As for use of image processing software: if I the viewer am assuming that this is the functional equivalent of what you would get by exposing real film in a camera, whether masks or filters are involved, and doing nothing other than simple re-touching during the developing and printing process, then the artist should state that it’s not a photograph, it’s a digital image. Not because of any reason other than that’s what I, the naive viewer, would expect and understand. :slight_smile:

But my eyes have a larger dynamic range than film or CCDs, so HDR can be used to compensate for their shortcoming. I can switch between looking outside and inside quickly, and see both. A single exposure just can’t achieve that using natural light.

The technique can be overused like you say, but it can also be used to more closely emulate what you’d see.

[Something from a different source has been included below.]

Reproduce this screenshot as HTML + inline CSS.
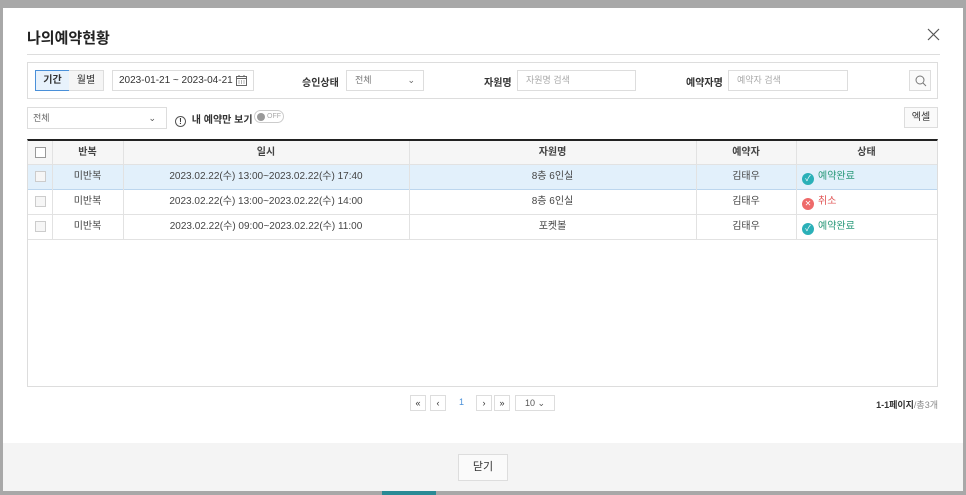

And I would argue that it does replicate the way we see better than having the picture be hyperfocal. I’m looking at my computer monitor right now. If I don’t shift my eyes, I can see in the periphery that everything looks fuzzy. The bookshelf, the photograph, the coffeetable–it’s all blurry. Of course, as soon as I shift to look at those objects, they become sharp, while the computer screen becomes blurry. The effect may not be as extreme as what happens when you really open up your lens to f/2 and get in close, but it’s not the same effect as f/22, where everything in my field of vision is in focus. If you do the math on it, the aperture of the eye ranges from f/2 (in dark situations) to about f/8 or so in brightness.

Now, what ZenBeam is saying about HDR being used to account for our eyes’ much larger dynamic range, that I completely agree with. HDR done in that manner does more closely replicate our viewing experience.

Hobbits playing poker.
Orphan Hobbit children with really big, sad eyes.
Travel prints of Hobbit girls water skiing, With caption Visit Scenic Rivendell.